I want to comment on ‘open mic’ gigs. Like many of us, I have done them but the downside is – and this happened in LA – that bar owners rather like free entertainm­ent and may eventually only book those acts that don’t charge.

It’s a problem, and I really hope that it does not turn out that way. But even here in Scandinavi­a where I live, I have noticed a lot of folk are doing gigs for free, and getting paid is becoming harder each year. Playing free can result in pro and semi-pro musicians not being able to make a living in the long run. What do you think? Of course every muso wants to try out before an audience, but can I suggest they play free at school dances, family get-togethers and such?
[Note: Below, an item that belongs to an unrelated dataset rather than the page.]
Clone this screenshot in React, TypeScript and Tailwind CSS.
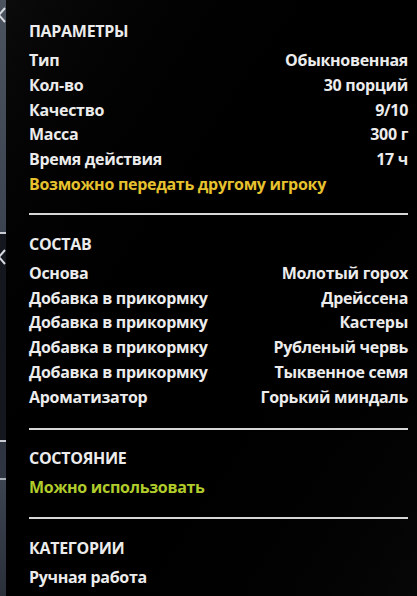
import React from 'react';

type Row = { label: string; value?: string; tone?: 'yellow' | 'green' };

const sections: { title: string; rows: Row[]; pad: string }[] = [
  {
    title: 'ПАРАМЕТРЫ',
    pad: 'pt-[16px] pb-[16px]',
    rows: [
      { label: 'Тип', value: 'Обыкновенная' },
      { label: 'Кол-во', value: '30 порций' },
      { label: 'Качество', value: '9/10' },
      { label: 'Масса', value: '300 г' },
      { label: 'Время действия', value: '17 ч' },
      { label: 'Возможно передать другому игроку', tone: 'yellow' },
    ],
  },
  {
    title: 'СОСТАВ',
    pad: 'pt-[17px] pb-[18px]',
    rows: [
      { label: 'Основа', value: 'Молотый горох' },
      { label: 'Добавка в прикормку', value: 'Дрейссена' },
      { label: 'Добавка в прикормку', value: 'Кастеры' },
      { label: 'Добавка в прикормку', value: 'Рубленый червь' },
      { label: 'Добавка в прикормку', value: 'Тыквенное семя' },
      { label: 'Ароматизатор', value: 'Горький миндаль' },
    ],
  },
  {
    title: 'СОСТОЯНИЕ',
    pad: 'pt-[16px] pb-[18px]',
    rows: [{ label: 'Можно использовать', tone: 'green' }],
  },
  {
    title: 'КАТЕГОРИИ',
    pad: 'pt-[17px] pb-[16px]',
    rows: [{ label: 'Ручная работа' }],
  },
];

function Chevron() {
  return (
    <svg width="10" height="18" viewBox="0 0 10 18" className="-ml-[3px]">
      <path d="M8 2 L2 9 L8 16" fill="none" stroke="#d8dbe0" strokeWidth="2" />
    </svg>
  );
}

export default function App() {
  return (
    <div className="flex w-[417px] h-[596px] overflow-hidden bg-black text-[#ececec]"
      style={{ fontFamily: '"Open Sans", "Noto Sans", sans-serif' }}>
      {/* side strip of the window behind */}
      <div className="w-[6px] flex flex-col shrink-0">
        <div className="h-[232px] bg-gradient-to-b from-[#4b535f] to-[#3c4451] pt-[6px] overflow-hidden">
          <Chevron />
        </div>
        <div className="h-[2px] bg-[#c9ccd2]" />
        <div className="h-[206px] bg-[#14181e] pt-[14px] overflow-hidden">
          <Chevron />
        </div>
        <div className="h-[2px] bg-[#c9ccd2]" />
        <div className="h-[36px] bg-[#2e3540]" />
        <div className="h-[2px] bg-[#aab0b8]" />
        <div className="flex-1 bg-gradient-to-b from-[#3c4450] to-[#2a303a]" />
      </div>

      <div className="flex-1 pl-[23px] pr-[9px] pt-[3px] bg-gradient-to-br from-[#0b0b0b] via-black to-[#070707]">
        {sections.map((s, i) => (
          <div key={s.title}
            className={`${s.pad} ${i < sections.length - 1 ? 'border-b-2 border-[#d6d6d6]' : ''}`}>
            <div className="text-[16px] font-bold leading-[24px] mb-[5px] tracking-[-0.3px]">{s.title}</div>
            {s.rows.map((r, j) => (
              <div key={j} className="flex justify-between text-[16px] font-bold leading-[24.8px] tracking-[-0.3px]">
                <span className={r.tone === 'yellow' ? 'text-[#e6c22e]' : r.tone === 'green' ? 'text-[#b2cc2c]' : ''}>
                  {r.label}
                </span>
                {r.value && <span>{r.value}</span>}
              </div>
            ))}
          </div>
        ))}
      </div>
    </div>
  );
}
Steve Webb (Ex Jess Roden, Gary Farr’s Lion) Most of us didn’t get into music to be paid for it at all – we got into it because learning the guitar was the greatest thing since, well, anything! Then, of course, we got good enough to play in bands, got semi-pro gigs (or lived in squats and ‘went pro’) and ended up earning from it. Some took it far enough to make it their living; perhaps in ways (like me!) we could never have imagined when we fumbled that first one-digit G7 chord. And yes, it’s hard when you watch venues cashing in on all those players (of wildly varying quality) whose desire to perform in public means they’d happily do it for free.
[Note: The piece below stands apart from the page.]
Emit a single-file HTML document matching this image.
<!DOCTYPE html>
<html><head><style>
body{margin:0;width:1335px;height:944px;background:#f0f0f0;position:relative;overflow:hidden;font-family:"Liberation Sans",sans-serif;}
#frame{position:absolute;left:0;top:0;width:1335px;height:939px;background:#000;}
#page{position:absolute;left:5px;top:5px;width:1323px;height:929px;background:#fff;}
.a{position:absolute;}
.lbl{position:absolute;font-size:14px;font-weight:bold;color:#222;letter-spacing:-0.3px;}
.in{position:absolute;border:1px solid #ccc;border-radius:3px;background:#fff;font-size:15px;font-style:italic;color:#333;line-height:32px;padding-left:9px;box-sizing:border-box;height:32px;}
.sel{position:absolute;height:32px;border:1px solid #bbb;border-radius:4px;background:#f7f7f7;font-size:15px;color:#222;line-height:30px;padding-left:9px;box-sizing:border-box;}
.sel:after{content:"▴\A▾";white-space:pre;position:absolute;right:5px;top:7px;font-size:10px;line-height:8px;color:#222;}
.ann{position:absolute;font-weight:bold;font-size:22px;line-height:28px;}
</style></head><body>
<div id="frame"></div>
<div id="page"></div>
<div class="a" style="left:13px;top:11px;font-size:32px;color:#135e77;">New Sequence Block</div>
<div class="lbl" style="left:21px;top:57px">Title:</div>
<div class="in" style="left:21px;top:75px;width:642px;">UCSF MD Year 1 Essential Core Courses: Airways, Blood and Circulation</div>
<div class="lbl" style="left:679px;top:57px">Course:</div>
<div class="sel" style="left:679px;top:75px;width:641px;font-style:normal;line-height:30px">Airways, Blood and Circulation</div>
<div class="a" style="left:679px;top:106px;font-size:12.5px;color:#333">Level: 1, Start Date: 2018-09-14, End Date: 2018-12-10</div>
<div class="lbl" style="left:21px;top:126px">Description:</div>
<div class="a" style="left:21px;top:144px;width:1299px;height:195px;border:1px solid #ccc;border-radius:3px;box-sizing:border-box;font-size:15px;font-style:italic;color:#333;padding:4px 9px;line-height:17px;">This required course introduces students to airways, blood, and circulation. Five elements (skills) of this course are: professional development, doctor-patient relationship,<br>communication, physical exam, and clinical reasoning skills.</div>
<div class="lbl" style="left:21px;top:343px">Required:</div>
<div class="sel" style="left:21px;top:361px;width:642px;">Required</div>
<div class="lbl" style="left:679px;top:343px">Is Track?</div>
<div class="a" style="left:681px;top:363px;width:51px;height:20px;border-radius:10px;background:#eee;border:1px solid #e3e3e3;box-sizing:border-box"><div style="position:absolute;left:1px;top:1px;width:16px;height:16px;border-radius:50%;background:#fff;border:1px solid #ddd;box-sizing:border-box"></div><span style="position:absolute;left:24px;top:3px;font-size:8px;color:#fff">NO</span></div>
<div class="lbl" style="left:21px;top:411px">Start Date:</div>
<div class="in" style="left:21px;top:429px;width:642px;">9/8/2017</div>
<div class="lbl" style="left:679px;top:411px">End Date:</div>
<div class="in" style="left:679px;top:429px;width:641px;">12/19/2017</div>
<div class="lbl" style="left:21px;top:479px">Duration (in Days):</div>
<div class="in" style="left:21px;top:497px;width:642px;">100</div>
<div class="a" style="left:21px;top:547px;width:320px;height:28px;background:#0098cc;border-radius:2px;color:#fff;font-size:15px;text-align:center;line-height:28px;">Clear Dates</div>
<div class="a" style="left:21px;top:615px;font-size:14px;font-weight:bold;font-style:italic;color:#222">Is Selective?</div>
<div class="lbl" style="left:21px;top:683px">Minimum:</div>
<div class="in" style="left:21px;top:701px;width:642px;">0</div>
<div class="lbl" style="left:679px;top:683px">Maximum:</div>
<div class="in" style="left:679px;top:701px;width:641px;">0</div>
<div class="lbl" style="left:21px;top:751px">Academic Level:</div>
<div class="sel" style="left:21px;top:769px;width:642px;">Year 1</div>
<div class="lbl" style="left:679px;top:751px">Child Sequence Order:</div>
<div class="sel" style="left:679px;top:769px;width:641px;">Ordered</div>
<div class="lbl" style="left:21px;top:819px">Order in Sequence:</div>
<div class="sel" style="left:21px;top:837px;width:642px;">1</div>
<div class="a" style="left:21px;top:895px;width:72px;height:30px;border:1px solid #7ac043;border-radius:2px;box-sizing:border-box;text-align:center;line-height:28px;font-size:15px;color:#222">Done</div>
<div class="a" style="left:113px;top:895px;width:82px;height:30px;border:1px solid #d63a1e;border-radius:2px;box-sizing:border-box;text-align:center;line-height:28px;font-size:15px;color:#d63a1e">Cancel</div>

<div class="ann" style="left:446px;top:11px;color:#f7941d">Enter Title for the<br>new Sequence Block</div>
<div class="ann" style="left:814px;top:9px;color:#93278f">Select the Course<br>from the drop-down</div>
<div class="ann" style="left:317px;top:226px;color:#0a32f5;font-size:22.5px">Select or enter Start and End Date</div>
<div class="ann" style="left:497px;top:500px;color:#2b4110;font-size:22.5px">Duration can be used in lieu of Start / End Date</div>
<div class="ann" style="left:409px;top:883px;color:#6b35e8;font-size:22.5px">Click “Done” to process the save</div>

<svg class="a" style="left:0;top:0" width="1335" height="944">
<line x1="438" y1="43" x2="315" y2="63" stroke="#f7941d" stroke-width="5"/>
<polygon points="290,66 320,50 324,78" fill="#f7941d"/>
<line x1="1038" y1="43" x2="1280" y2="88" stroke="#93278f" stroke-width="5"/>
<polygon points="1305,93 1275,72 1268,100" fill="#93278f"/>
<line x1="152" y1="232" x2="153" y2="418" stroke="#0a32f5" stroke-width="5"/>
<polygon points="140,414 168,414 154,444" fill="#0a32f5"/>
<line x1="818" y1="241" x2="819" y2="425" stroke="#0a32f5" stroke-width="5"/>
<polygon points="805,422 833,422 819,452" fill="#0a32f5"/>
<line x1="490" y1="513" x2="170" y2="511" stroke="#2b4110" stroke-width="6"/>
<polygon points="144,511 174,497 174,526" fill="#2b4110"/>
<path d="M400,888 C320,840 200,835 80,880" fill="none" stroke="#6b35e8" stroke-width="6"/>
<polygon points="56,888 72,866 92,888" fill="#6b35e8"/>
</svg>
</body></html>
I don’t think it’s the performers’ fault; nor indeed should we simply castigate venue owners, as they do need to earn a living. But surely a halfway house would be that venues pay for regular acts but put on open-mic nights, too – maybe once a week. If they had any sense they’d see that the next raft of great players, singers and so on, is auditionin­g before their very eyes, and if the punters like them they’ll happily pay a few pence extra on a pint when said new ‘artist’ (who would then not be allowed to play for free in the same venue) is booked back.

It’s great that people want to play; but the closure of music pubs and clubs means there are fewer venues, which means less opportunit­y to play, to form bands, and to make music that people want to hear, in venues they want to attend. By bringing in stupid laws that prohibit places from putting on live music (which has always pulled in punters), we have created the self-fulfilling prophecy of hundreds of closed-down pubs up and down the country. It’s very sad.

I was in a band with some amazing local players; we’d do pubs and they’d say, “You’re the best band we’ve ever had in here; can we book you back? Is three months okay?” Well, no! Back in the 80s I played in pub bands and we had weekly residencie­s, as did others; that means we got fans that came every single week and we literally packed the places. If people know that ‘so-and-so are on at the such-and-such every Tuesday’, they can make it a regular haunt and music, and venues, might survive. I may not have answered your question, Steve, but I’m glad of the rant, so thank you!